The Social Satire Fan (Focus on the Big Novels):
- The Bonfire of the Vanities (1987) – The essential starting point.
- A Man in Full (1998) – The epic Southern counterpart.
- I Am Charlotte Simmons (2004) – For the campus culture deep dive.
- Back to Blood (2012) – His final, Miami-based panorama.
The Journalism and Culture Buff:
- The Electric Kool-Aid Acid Test (1968) – Experience the 60s.
- Radical Chic & Mau-Mauing the Flak Catchers (1970) – Sharp political satire.
- The Right Stuff (1979) – Epic narrative non-fiction.
- The Purple Decades (1982) – A perfect sampler of his best early work.
The Complete Chronological Journey:
Start with The Kandy-Kolored Tangerine-Flake Streamline Baby and read straight through the list.

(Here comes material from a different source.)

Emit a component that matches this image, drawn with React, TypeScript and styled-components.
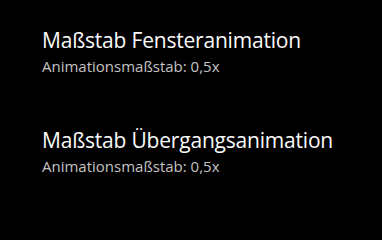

This is the best way to see his style develop, understand the references in his novels, and fully appreciate his incredible career arc from reporter to literary icon. It is a commitment, but a rewarding one.
Tom Wolfe's Legacy and Unique Style
Tom Wolfe passed away in 2018, but his influence is everywhere. His "New Journalism" techniques are now standard in feature writing, magazine profiles, and narrative non-fiction books. Writers like Michael Lewis, Gladwell, and countless others use the tools he helped sharpen.
His novels showed that big, socially engaged, realistic fiction could still be a blockbuster. He proved a writer could be both a serious artist and a celebrity.
His style is instantly recognizable:
- Hyper-detailed descriptions: He noted every brand name, fabric, haircut, and piece of furniture as a clue to status.
- Onomatopoeia and sound effects: "Wheeeeeeeeeeeee!" he wrote to capture the feeling of an LSD trip.
- Exuberant punctuation: He used ellipses, dashes, italics, and exclamation points to create rhythm and energy.
- A sociological eye: He was always analyzing the hidden rules and hierarchies of any group he wrote about.
He dressed in his famous white suit as a deliberate persona, a dandyish reporter who stood out from the crowd. In many ways, his entire career was about standing out, observing from a unique angle, and reporting back with dazzling prose.
Frequently Asked Questions
What is the best Tom Wolfe book to start with?
For most readers, the best starting point is his novel The Bonfire of the Vanities. It is his most famous and accessible work, a thrilling story that also works as a brilliant social satire. If you are more interested in non-fiction and counterculture history, start with The Electric Kool-Aid Acid Test.
Should I read Tom Wolfe's non-fiction before his novels?
You do not have to, but it helps. Reading his non-fiction, especially The Electric Kool-Aid Acid Test or The Right Stuff, gives you a perfect understanding of his energetic, immersive style. When you then read a novel like Bonfire, you will recognize the same journalistic eye for detail applied to a fictional world.
What is Tom Wolfe's most famous book?
His most famous book is undoubtedly The Bonfire of the Vanities. It was a massive cultural event when published and remains the novel he is best known for. In non-fiction, The Electric Kool-Aid Acid Test is his most famous and influential work.
How many novels did Tom Wolfe write?
Tom Wolfe wrote four major novels: The Bonfire of the Vanities (1987), A Man in Full (1998), I Am Charlotte Simmons (2004), and Back to Blood (2012). He also wrote the novella Ambush at Fort Bragg, published within the collection Hooking Up.
What is "New Journalism" and how was Tom Wolfe involved?
New Journalism was a movement in the 1960s and 70s where reporters used literary techniques from fiction—like scene-setting, dialogue, and first-person perspective—to write factual stories. Tom Wolfe was one of its most famous pioneers and its chief theorist. He literally wrote the book on it: The New Journalism (1973), which included his manifesto for the style.
What was Tom Wolfe's last book?
Tom Wolfe's last published book was The Kingdom of Speech in 2016. It was a work of non-fiction that presented a controversial argument about human language as an invention, challenging the theories of Charles Darwin and Noam Chomsky.